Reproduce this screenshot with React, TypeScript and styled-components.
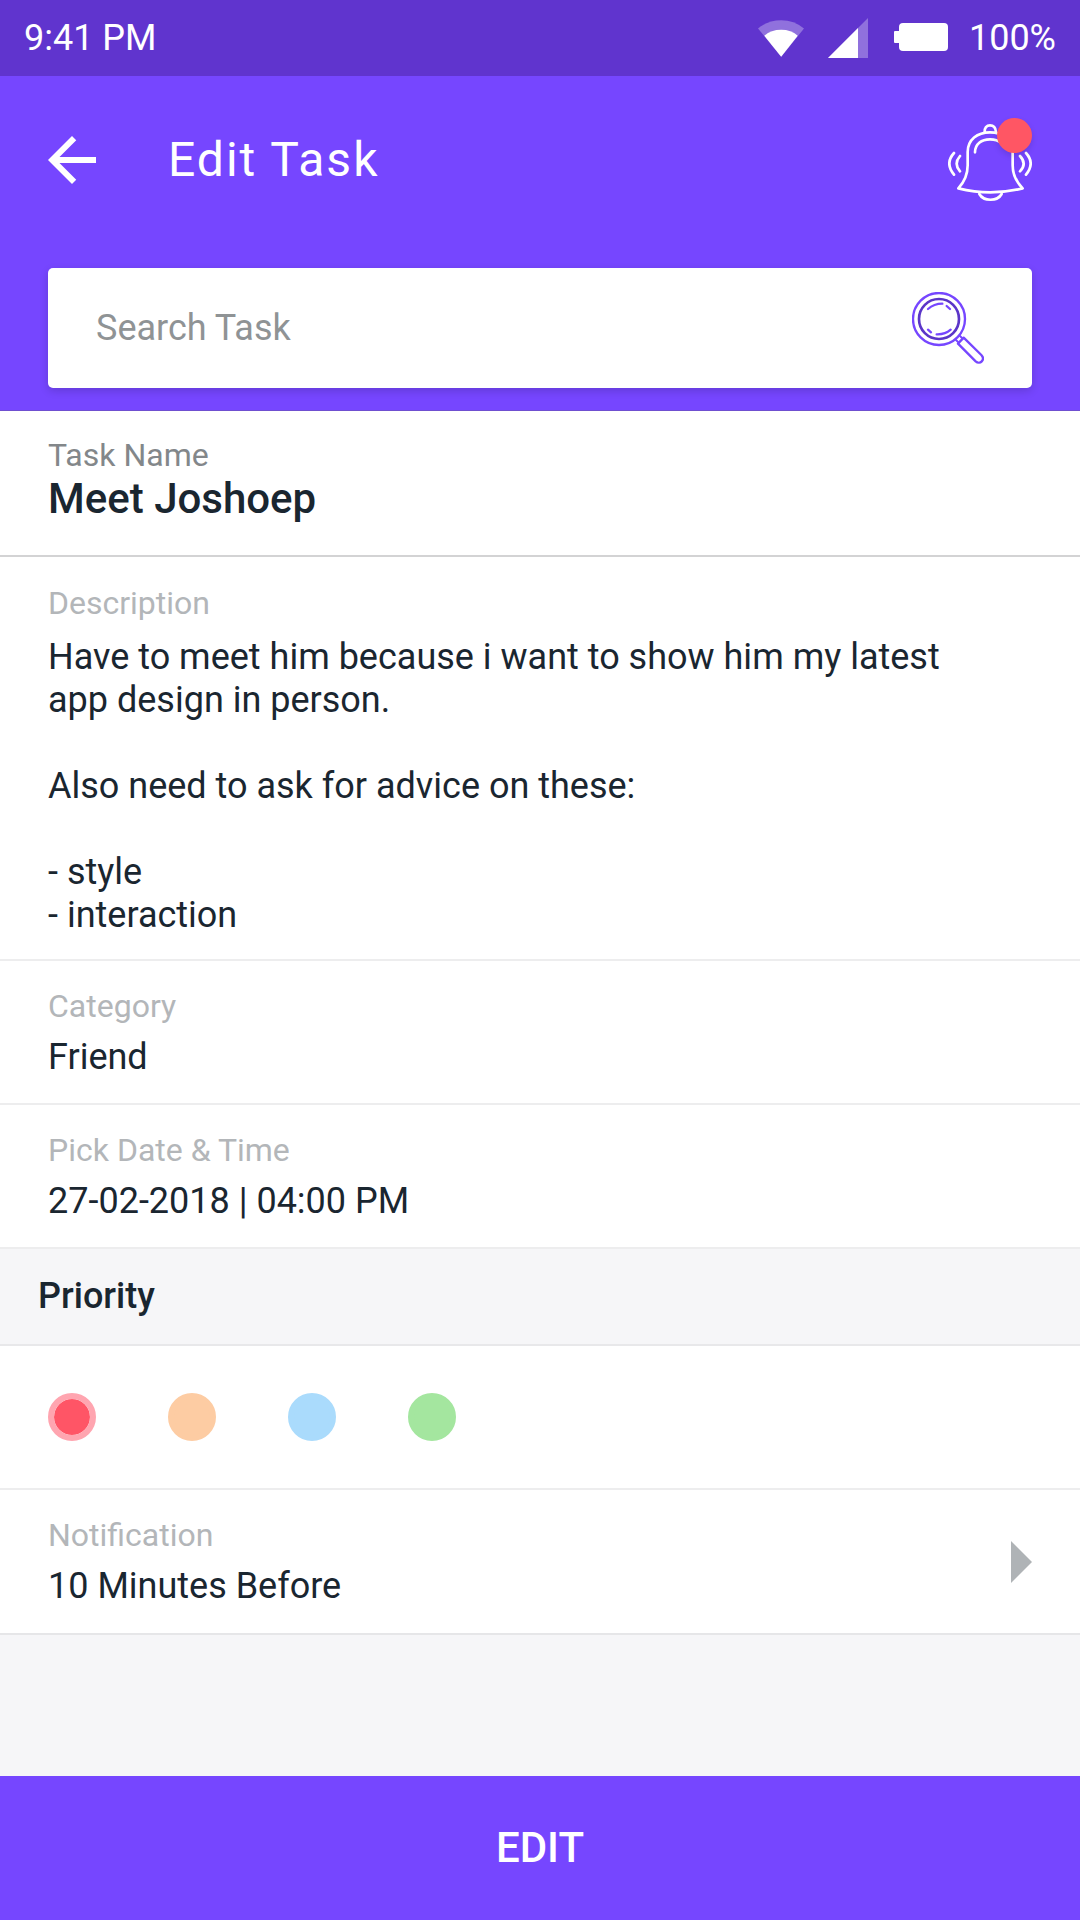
import React, { useState } from "react";
import styled, { createGlobalStyle } from "styled-components";

const color = {
  primary: "#7646ff",
  primaryDark: "#6034ce",
  ink: "#1a2630",
  label: "#b3b6b9",
  labelStrong: "#83878a",
  line: "#ededee",
  panel: "#f6f6f8",
  alert: "#ff5664",
};

const GlobalStyle = createGlobalStyle`
  *, *::before, *::after { box-sizing: border-box; }
  body {
    margin: 0;
    background: ${color.panel};
    color: ${color.ink};
    font-family: Roboto, "Noto Sans", sans-serif;
    font-size: 36px;
    line-height: 43px;
  }
  button, input, textarea { font: inherit; color: inherit; }
`;

const Screen = styled.div`
  display: flex;
  flex-direction: column;
  min-height: 100vh;
`;

const StatusBar = styled.div`
  display: flex;
  align-items: center;
  justify-content: space-between;
  min-height: 76px;
  padding: 0 24px;
  background: ${color.primaryDark};
  color: #fff;
`;

const StatusGroup = styled.div<{ $gap: number }>`
  display: flex;
  align-items: center;
  gap: ${(p) => p.$gap}px;
`;

const Header = styled.header`
  display: flex;
  flex-direction: column;
  gap: 66px;
  padding: 42px 48px 22px;
  background: ${color.primary};
  border-bottom: 1px solid #6f4fd0;
`;

const NavRow = styled.div`
  display: flex;
  align-items: center;
  gap: 72px;
  color: #fff;
`;

const Title = styled.h1`
  flex: 1;
  margin: 0;
  font-size: 48px;
  line-height: 56px;
  font-weight: 400;
  letter-spacing: 2px;
`;

const IconButton = styled.button`
  position: relative;
  display: flex;
  flex: none;
  padding: 0;
  border: 0;
  background: none;
  cursor: pointer;
`;

const Badge = styled.span`
  position: absolute;
  top: 0;
  right: 0;
  width: 35px;
  height: 35px;
  border-radius: 50%;
  background: ${color.alert};
  box-shadow: 0 3px 6px rgba(0, 0, 0, 0.12);
`;

const SearchBox = styled.form`
  display: flex;
  align-items: center;
  min-height: 120px;
  padding: 0 48px;
  border-radius: 5px;
  background: #fff;
  box-shadow: 0 3px 9px rgba(0, 0, 0, 0.16);
`;

const SearchInput = styled.input`
  flex: 1;
  min-width: 0;
  padding: 0;
  border: 0;
  outline: 0;
  background: none;
  &::placeholder {
    color: #8f9395;
    opacity: 1;
  }
`;

const Form = styled.main`
  display: flex;
  flex-direction: column;
`;

const Row = styled.div`
  display: flex;
  flex-direction: column;
  gap: 10px;
  padding: 25px 48px 24px;
  border-bottom: 2px solid ${color.line};
  background: #fff;
`;

const NameRow = styled(Row)`
  gap: 0;
  padding: 24px 48px 32px;
  border-bottom-color: #d3d3d4;
`;

const DescriptionRow = styled(Row)`
  gap: 13px;
  padding: 26px 48px 22px;
`;

const Label = styled.label<{ $strong?: boolean }>`
  font-size: 32px;
  line-height: 40px;
  color: ${(p) => (p.$strong ? color.labelStrong : color.label)};
`;

const Field = styled.input`
  width: 100%;
  height: 43px;
  padding: 0;
  border: 0;
  outline: 0;
  background: none;
`;

const NameField = styled(Field)`
  height: 48px;
  font-size: 42px;
  line-height: 48px;
  font-weight: 500;
`;

const Description = styled.textarea`
  display: block;
  width: 100%;
  padding: 0 72px 0 0;
  border: 0;
  outline: 0;
  resize: none;
  overflow: hidden;
  background: none;
`;

const SectionTitle = styled.h2`
  margin: 0;
  padding: 26px 38px;
  border-bottom: 2px solid #e8e8ea;
  background: ${color.panel};
  font-size: 36px;
  line-height: 43px;
  font-weight: 500;
`;

const PriorityRow = styled.div`
  display: flex;
  gap: 72px;
  padding: 47px 48px;
  border-bottom: 2px solid ${color.line};
  background: #fff;
`;

const PriorityDot = styled.input<{ $soft: string; $full: string }>`
  appearance: none;
  width: 48px;
  height: 48px;
  margin: 0;
  border: 6px solid ${(p) => p.$soft};
  border-radius: 50%;
  background: ${(p) => p.$soft};
  cursor: pointer;
  &:checked {
    background: ${(p) => p.$full} padding-box;
  }
`;

const NotificationRow = styled.button`
  display: flex;
  align-items: center;
  justify-content: space-between;
  padding: 25px 48px;
  border: 0;
  border-bottom: 2px solid #e6e6e8;
  background: #fff;
  text-align: left;
  cursor: pointer;
`;

const NotificationText = styled.span`
  display: flex;
  flex-direction: column;
  gap: 10px;
`;

const Caption = styled.span`
  font-size: 32px;
  line-height: 40px;
  color: ${color.label};
`;

const Submit = styled.button`
  min-height: 144px;
  margin-top: auto;
  border: 0;
  background: ${color.primary};
  color: #fff;
  font-size: 42px;
  line-height: 48px;
  font-weight: 500;
  cursor: pointer;
`;

const WifiIcon = () => (
  <svg width="46" height="37" viewBox="83 60 139 111" fill="#fff" aria-hidden="true">
    <path d="M83 85Q114 60 153 60T222 85L153 171Z" opacity=".3" />
    <path d="M102 107Q123 89 153 89T203 107L153 171Z" />
  </svg>
);

const SignalIcon = () => (
  <svg width="42" height="40" viewBox="0 0 42 40" fill="#fff" aria-hidden="true">
    <path d="M0 40L40 0V40Z" opacity=".3" />
    <path d="M0 40L30 10V40Z" />
  </svg>
);

const BatteryIcon = () => (
  <svg width="54" height="30" viewBox="0 0 54 30" fill="#fff" aria-hidden="true">
    <rect x="5" width="49" height="28" rx="4" />
    <rect y="8" width="6" height="12" rx="1" />
  </svg>
);

const BackIcon = () => (
  <svg width="48" height="48" viewBox="4 4 16 16" fill="currentColor" aria-hidden="true">
    <path d="M20 11H7.83l5.59-5.59L12 4l-8 8 8 8 1.41-1.41L7.83 13H20z" />
  </svg>
);

const BellIcon = () => (
  <svg
    width="84"
    height="84"
    viewBox="654 354 252 252"
    fill="none"
    stroke="#fff"
    strokeWidth="8"
    strokeLinecap="round"
    strokeLinejoin="round"
    aria-hidden="true"
  >
    <path d="M764 396C763 384 770 376 780 376S797 384 798 396" />
    <path d="M685 565C706 543 713 524 713 496V456C713 419 742 397 780 397S848 419 848 456V496C848 524 856 543 878 565Q781 589 685 565Z" />
    <path d="M735 457C735 432 754 418 780 418C796 418 805 421 812 428" />
    <path d="M748 582C761 605 802 605 815 582" />
    <path d="M672 459Q644 490 672 524M690 468Q670 491 690 514" />
    <path d="M888 459Q916 490 888 524M870 468Q892 491 870 514" />
  </svg>
);

const MagnifierIcon = () => (
  <svg
    width="72"
    height="72"
    viewBox="96 96 216 216"
    fill="none"
    stroke={color.primary}
    strokeWidth="7"
    strokeLinecap="round"
    strokeLinejoin="round"
    aria-hidden="true"
  >
    <circle cx="177" cy="177" r="78" />
    <circle cx="177" cy="177" r="60" stroke="#5b35c8" strokeWidth="8" />
    <path d="M144 147Q162 131 187 131M200 138L210 147M144 209L153 217M170 223Q195 224 212 209" />
    <path d="M251 233L304 285C317 299 300 316 287 304L234 251Z" />
    <path d="M228 240L236 248M240 228L248 236" strokeWidth="6" />
  </svg>
);

const ArrowIcon = () => (
  <svg width="21" height="42" viewBox="0 0 21 42" fill="#afb3b6" aria-hidden="true">
    <path d="M0 0L21 21L0 42Z" />
  </svg>
);

const priorities = [
  { name: "Urgent", soft: "#ffa5b0", full: "#ff5566" },
  { name: "High", soft: "#fdcca3", full: "#fb994a" },
  { name: "Normal", soft: "#aadbfc", full: "#55b7f8" },
  { name: "Low", soft: "#a4e69f", full: "#4acd40" },
];

const description = `Have to meet him because i want to show him my latest app design in person.

Also need to ask for advice on these:

- style
- interaction`;

export default function App() {
  const [priority, setPriority] = useState("Urgent");

  return (
    <Screen>
      <GlobalStyle />
      <StatusBar>
        <span>9:41 PM</span>
        <StatusGroup $gap={21}>
          <StatusGroup $gap={24}>
            <WifiIcon />
            <SignalIcon />
            <BatteryIcon />
          </StatusGroup>
          <span>100%</span>
        </StatusGroup>
      </StatusBar>

      <Header>
        <NavRow>
          <IconButton type="button" aria-label="Back">
            <BackIcon />
          </IconButton>
          <Title>Edit Task</Title>
          <IconButton type="button" aria-label="Notifications">
            <BellIcon />
            <Badge />
          </IconButton>
        </NavRow>
        <SearchBox role="search" onSubmit={(e) => e.preventDefault()}>
          <SearchInput type="text" placeholder="Search Task" aria-label="Search Task" />
          <IconButton type="submit" aria-label="Search">
            <MagnifierIcon />
          </IconButton>
        </SearchBox>
      </Header>

      <Form>
        <NameRow>
          <Label htmlFor="task-name" $strong>Task Name</Label>
          <NameField id="task-name" defaultValue="Meet Joshoep" />
        </NameRow>
        <DescriptionRow>
          <Label htmlFor="description">Description</Label>
          <Description id="description" rows={7} spellCheck={false} defaultValue={description} />
        </DescriptionRow>
        <Row>
          <Label htmlFor="category">Category</Label>
          <Field id="category" defaultValue="Friend" />
        </Row>
        <Row>
          <Label htmlFor="date-time">Pick Date &amp; Time</Label>
          <Field id="date-time" defaultValue="27-02-2018 | 04:00 PM" />
        </Row>
        <SectionTitle id="priority-title">Priority</SectionTitle>
        <PriorityRow role="radiogroup" aria-labelledby="priority-title">
          {priorities.map((p) => (
            <PriorityDot
              key={p.name}
              type="radio"
              name="priority"
              aria-label={p.name}
              $soft={p.soft}
              $full={p.full}
              checked={priority === p.name}
              onChange={() => setPriority(p.name)}
            />
          ))}
        </PriorityRow>
        <NotificationRow type="button">
          <NotificationText>
            <Caption>Notification</Caption>
            <span>10 Minutes Before</span>
          </NotificationText>
          <ArrowIcon />
        </NotificationRow>
      </Form>

      <Submit type="button">EDIT</Submit>
    </Screen>
  );
}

* The task
Among the lines of the data above, count those holding "React" and state only the number.

* The completed task
2